▶ INPUT MATERIAL:
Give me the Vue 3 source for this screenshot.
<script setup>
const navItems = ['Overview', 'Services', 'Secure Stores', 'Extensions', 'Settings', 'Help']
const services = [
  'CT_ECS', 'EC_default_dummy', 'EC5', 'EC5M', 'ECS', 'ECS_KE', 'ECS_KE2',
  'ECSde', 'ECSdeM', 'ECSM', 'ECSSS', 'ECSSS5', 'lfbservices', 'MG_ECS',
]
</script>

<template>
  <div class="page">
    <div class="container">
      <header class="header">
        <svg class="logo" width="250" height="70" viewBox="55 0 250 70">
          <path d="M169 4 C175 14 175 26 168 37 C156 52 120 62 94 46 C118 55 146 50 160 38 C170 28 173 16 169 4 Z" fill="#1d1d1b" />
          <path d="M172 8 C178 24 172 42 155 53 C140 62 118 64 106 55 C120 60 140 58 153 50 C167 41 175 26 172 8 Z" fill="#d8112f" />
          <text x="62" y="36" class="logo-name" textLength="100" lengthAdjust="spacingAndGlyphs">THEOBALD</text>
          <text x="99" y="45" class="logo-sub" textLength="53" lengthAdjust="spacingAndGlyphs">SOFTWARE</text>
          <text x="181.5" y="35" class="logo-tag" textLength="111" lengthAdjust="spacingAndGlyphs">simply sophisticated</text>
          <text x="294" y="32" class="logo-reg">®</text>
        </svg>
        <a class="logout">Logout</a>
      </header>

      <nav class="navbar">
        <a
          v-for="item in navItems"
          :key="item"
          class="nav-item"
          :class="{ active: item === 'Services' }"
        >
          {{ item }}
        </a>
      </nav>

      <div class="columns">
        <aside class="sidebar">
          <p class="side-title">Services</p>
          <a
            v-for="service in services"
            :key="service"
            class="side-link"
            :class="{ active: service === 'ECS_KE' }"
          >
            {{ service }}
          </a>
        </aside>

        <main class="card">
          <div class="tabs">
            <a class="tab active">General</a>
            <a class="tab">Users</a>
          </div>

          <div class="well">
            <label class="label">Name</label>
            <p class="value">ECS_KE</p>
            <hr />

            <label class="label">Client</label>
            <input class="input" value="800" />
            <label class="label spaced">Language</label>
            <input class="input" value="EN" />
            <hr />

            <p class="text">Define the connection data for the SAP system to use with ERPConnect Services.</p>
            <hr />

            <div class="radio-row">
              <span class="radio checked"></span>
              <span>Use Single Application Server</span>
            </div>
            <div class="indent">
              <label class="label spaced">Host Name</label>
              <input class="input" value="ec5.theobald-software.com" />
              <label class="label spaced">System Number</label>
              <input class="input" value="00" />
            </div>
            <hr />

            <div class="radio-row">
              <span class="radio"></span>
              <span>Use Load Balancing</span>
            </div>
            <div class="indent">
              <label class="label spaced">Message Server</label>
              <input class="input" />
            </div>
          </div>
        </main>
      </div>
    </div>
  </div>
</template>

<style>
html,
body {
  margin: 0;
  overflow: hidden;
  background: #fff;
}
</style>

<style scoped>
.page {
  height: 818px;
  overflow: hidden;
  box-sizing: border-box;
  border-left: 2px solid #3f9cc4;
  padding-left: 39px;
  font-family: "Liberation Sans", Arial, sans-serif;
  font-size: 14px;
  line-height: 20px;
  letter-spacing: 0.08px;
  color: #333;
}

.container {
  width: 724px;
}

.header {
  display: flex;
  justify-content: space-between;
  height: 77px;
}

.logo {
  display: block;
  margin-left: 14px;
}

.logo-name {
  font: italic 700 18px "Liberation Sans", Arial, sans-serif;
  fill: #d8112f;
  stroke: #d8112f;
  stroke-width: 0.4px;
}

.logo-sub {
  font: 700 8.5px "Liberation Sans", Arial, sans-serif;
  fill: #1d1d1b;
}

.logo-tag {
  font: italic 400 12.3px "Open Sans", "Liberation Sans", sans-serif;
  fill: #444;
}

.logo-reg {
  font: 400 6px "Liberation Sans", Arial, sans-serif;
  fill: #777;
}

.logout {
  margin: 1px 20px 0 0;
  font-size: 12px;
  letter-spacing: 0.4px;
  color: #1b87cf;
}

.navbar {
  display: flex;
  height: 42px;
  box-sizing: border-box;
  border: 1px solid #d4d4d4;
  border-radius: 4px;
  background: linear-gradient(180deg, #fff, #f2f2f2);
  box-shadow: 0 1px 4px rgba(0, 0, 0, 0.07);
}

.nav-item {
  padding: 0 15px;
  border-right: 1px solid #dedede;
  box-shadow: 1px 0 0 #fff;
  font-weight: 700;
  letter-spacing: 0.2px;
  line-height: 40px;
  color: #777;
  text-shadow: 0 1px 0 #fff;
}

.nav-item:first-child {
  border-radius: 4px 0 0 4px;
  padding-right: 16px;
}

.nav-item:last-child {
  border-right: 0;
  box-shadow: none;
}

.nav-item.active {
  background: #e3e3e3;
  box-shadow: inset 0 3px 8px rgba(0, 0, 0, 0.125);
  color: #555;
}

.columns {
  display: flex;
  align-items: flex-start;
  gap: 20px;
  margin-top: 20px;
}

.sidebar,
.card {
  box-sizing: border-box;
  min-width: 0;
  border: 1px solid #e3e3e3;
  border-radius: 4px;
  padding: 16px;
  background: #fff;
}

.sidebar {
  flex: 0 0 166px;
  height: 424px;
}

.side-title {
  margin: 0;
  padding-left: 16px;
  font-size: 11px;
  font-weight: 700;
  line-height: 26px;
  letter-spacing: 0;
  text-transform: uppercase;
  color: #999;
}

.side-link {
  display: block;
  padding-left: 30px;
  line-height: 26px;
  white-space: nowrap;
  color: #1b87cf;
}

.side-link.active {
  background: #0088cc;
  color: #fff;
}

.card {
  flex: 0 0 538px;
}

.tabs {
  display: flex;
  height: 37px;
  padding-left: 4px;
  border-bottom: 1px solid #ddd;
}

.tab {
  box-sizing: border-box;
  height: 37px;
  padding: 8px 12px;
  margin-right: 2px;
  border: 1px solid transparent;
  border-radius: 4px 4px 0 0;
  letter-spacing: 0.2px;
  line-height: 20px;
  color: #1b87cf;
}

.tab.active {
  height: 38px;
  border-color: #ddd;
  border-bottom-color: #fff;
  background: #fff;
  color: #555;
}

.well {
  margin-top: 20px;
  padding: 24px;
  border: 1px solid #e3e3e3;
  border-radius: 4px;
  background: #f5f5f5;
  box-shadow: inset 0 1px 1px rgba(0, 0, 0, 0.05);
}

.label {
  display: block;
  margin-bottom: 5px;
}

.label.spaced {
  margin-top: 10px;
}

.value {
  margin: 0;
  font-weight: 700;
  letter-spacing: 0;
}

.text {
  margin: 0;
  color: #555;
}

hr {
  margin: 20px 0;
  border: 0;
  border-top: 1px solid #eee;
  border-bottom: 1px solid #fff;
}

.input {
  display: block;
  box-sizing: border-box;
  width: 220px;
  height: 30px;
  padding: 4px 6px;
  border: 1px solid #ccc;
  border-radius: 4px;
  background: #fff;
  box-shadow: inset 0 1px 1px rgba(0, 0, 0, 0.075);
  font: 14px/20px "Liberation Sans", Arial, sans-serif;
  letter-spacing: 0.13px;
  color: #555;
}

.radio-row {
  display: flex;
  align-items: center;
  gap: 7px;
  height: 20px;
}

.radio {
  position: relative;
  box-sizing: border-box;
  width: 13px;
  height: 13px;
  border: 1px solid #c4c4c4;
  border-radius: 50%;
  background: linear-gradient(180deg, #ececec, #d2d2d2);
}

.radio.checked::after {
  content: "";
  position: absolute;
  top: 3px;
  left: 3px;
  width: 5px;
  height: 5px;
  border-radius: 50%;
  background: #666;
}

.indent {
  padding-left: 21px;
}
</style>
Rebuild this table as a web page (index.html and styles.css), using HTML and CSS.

▶ THE TASK:
Return all the data above once more, precisely as given.

▶ SOLUTION TO THE PROBLEM:
Give me the Vue 3 source for this screenshot.
<script setup>
const navItems = ['Overview', 'Services', 'Secure Stores', 'Extensions', 'Settings', 'Help']
const services = [
  'CT_ECS', 'EC_default_dummy', 'EC5', 'EC5M', 'ECS', 'ECS_KE', 'ECS_KE2',
  'ECSde', 'ECSdeM', 'ECSM', 'ECSSS', 'ECSSS5', 'lfbservices', 'MG_ECS',
]
</script>

<template>
  <div class="page">
    <div class="container">
      <header class="header">
        <svg class="logo" width="250" height="70" viewBox="55 0 250 70">
          <path d="M169 4 C175 14 175 26 168 37 C156 52 120 62 94 46 C118 55 146 50 160 38 C170 28 173 16 169 4 Z" fill="#1d1d1b" />
          <path d="M172 8 C178 24 172 42 155 53 C140 62 118 64 106 55 C120 60 140 58 153 50 C167 41 175 26 172 8 Z" fill="#d8112f" />
          <text x="62" y="36" class="logo-name" textLength="100" lengthAdjust="spacingAndGlyphs">THEOBALD</text>
          <text x="99" y="45" class="logo-sub" textLength="53" lengthAdjust="spacingAndGlyphs">SOFTWARE</text>
          <text x="181.5" y="35" class="logo-tag" textLength="111" lengthAdjust="spacingAndGlyphs">simply sophisticated</text>
          <text x="294" y="32" class="logo-reg">®</text>
        </svg>
        <a class="logout">Logout</a>
      </header>

      <nav class="navbar">
        <a
          v-for="item in navItems"
          :key="item"
          class="nav-item"
          :class="{ active: item === 'Services' }"
        >
          {{ item }}
        </a>
      </nav>

      <div class="columns">
        <aside class="sidebar">
          <p class="side-title">Services</p>
          <a
            v-for="service in services"
            :key="service"
            class="side-link"
            :class="{ active: service === 'ECS_KE' }"
          >
            {{ service }}
          </a>
        </aside>

        <main class="card">
          <div class="tabs">
            <a class="tab active">General</a>
            <a class="tab">Users</a>
          </div>

          <div class="well">
            <label class="label">Name</label>
            <p class="value">ECS_KE</p>
            <hr />

            <label class="label">Client</label>
            <input class="input" value="800" />
            <label class="label spaced">Language</label>
            <input class="input" value="EN" />
            <hr />

            <p class="text">Define the connection data for the SAP system to use with ERPConnect Services.</p>
            <hr />

            <div class="radio-row">
              <span class="radio checked"></span>
              <span>Use Single Application Server</span>
            </div>
            <div class="indent">
              <label class="label spaced">Host Name</label>
              <input class="input" value="ec5.theobald-software.com" />
              <label class="label spaced">System Number</label>
              <input class="input" value="00" />
            </div>
            <hr />

            <div class="radio-row">
              <span class="radio"></span>
              <span>Use Load Balancing</span>
            </div>
            <div class="indent">
              <label class="label spaced">Message Server</label>
              <input class="input" />
            </div>
          </div>
        </main>
      </div>
    </div>
  </div>
</template>

<style>
html,
body {
  margin: 0;
  overflow: hidden;
  background: #fff;
}
</style>

<style scoped>
.page {
  height: 818px;
  overflow: hidden;
  box-sizing: border-box;
  border-left: 2px solid #3f9cc4;
  padding-left: 39px;
  font-family: "Liberation Sans", Arial, sans-serif;
  font-size: 14px;
  line-height: 20px;
  letter-spacing: 0.08px;
  color: #333;
}

.container {
  width: 724px;
}

.header {
  display: flex;
  justify-content: space-between;
  height: 77px;
}

.logo {
  display: block;
  margin-left: 14px;
}

.logo-name {
  font: italic 700 18px "Liberation Sans", Arial, sans-serif;
  fill: #d8112f;
  stroke: #d8112f;
  stroke-width: 0.4px;
}

.logo-sub {
  font: 700 8.5px "Liberation Sans", Arial, sans-serif;
  fill: #1d1d1b;
}

.logo-tag {
  font: italic 400 12.3px "Open Sans", "Liberation Sans", sans-serif;
  fill: #444;
}

.logo-reg {
  font: 400 6px "Liberation Sans", Arial, sans-serif;
  fill: #777;
}

.logout {
  margin: 1px 20px 0 0;
  font-size: 12px;
  letter-spacing: 0.4px;
  color: #1b87cf;
}

.navbar {
  display: flex;
  height: 42px;
  box-sizing: border-box;
  border: 1px solid #d4d4d4;
  border-radius: 4px;
  background: linear-gradient(180deg, #fff, #f2f2f2);
  box-shadow: 0 1px 4px rgba(0, 0, 0, 0.07);
}

.nav-item {
  padding: 0 15px;
  border-right: 1px solid #dedede;
  box-shadow: 1px 0 0 #fff;
  font-weight: 700;
  letter-spacing: 0.2px;
  line-height: 40px;
  color: #777;
  text-shadow: 0 1px 0 #fff;
}

.nav-item:first-child {
  border-radius: 4px 0 0 4px;
  padding-right: 16px;
}

.nav-item:last-child {
  border-right: 0;
  box-shadow: none;
}

.nav-item.active {
  background: #e3e3e3;
  box-shadow: inset 0 3px 8px rgba(0, 0, 0, 0.125);
  color: #555;
}

.columns {
  display: flex;
  align-items: flex-start;
  gap: 20px;
  margin-top: 20px;
}

.sidebar,
.card {
  box-sizing: border-box;
  min-width: 0;
  border: 1px solid #e3e3e3;
  border-radius: 4px;
  padding: 16px;
  background: #fff;
}

.sidebar {
  flex: 0 0 166px;
  height: 424px;
}

.side-title {
  margin: 0;
  padding-left: 16px;
  font-size: 11px;
  font-weight: 700;
  line-height: 26px;
  letter-spacing: 0;
  text-transform: uppercase;
  color: #999;
}

.side-link {
  display: block;
  padding-left: 30px;
  line-height: 26px;
  white-space: nowrap;
  color: #1b87cf;
}

.side-link.active {
  background: #0088cc;
  color: #fff;
}

.card {
  flex: 0 0 538px;
}

.tabs {
  display: flex;
  height: 37px;
  padding-left: 4px;
  border-bottom: 1px solid #ddd;
}

.tab {
  box-sizing: border-box;
  height: 37px;
  padding: 8px 12px;
  margin-right: 2px;
  border: 1px solid transparent;
  border-radius: 4px 4px 0 0;
  letter-spacing: 0.2px;
  line-height: 20px;
  color: #1b87cf;
}

.tab.active {
  height: 38px;
  border-color: #ddd;
  border-bottom-color: #fff;
  background: #fff;
  color: #555;
}

.well {
  margin-top: 20px;
  padding: 24px;
  border: 1px solid #e3e3e3;
  border-radius: 4px;
  background: #f5f5f5;
  box-shadow: inset 0 1px 1px rgba(0, 0, 0, 0.05);
}

.label {
  display: block;
  margin-bottom: 5px;
}

.label.spaced {
  margin-top: 10px;
}

.value {
  margin: 0;
  font-weight: 700;
  letter-spacing: 0;
}

.text {
  margin: 0;
  color: #555;
}

hr {
  margin: 20px 0;
  border: 0;
  border-top: 1px solid #eee;
  border-bottom: 1px solid #fff;
}

.input {
  display: block;
  box-sizing: border-box;
  width: 220px;
  height: 30px;
  padding: 4px 6px;
  border: 1px solid #ccc;
  border-radius: 4px;
  background: #fff;
  box-shadow: inset 0 1px 1px rgba(0, 0, 0, 0.075);
  font: 14px/20px "Liberation Sans", Arial, sans-serif;
  letter-spacing: 0.13px;
  color: #555;
}

.radio-row {
  display: flex;
  align-items: center;
  gap: 7px;
  height: 20px;
}

.radio {
  position: relative;
  box-sizing: border-box;
  width: 13px;
  height: 13px;
  border: 1px solid #c4c4c4;
  border-radius: 50%;
  background: linear-gradient(180deg, #ececec, #d2d2d2);
}

.radio.checked::after {
  content: "";
  position: absolute;
  top: 3px;
  left: 3px;
  width: 5px;
  height: 5px;
  border-radius: 50%;
  background: #666;
}

.indent {
  padding-left: 21px;
}
</style>
Rebuild this table as a web page (index.html and styles.css), using HTML and CSS.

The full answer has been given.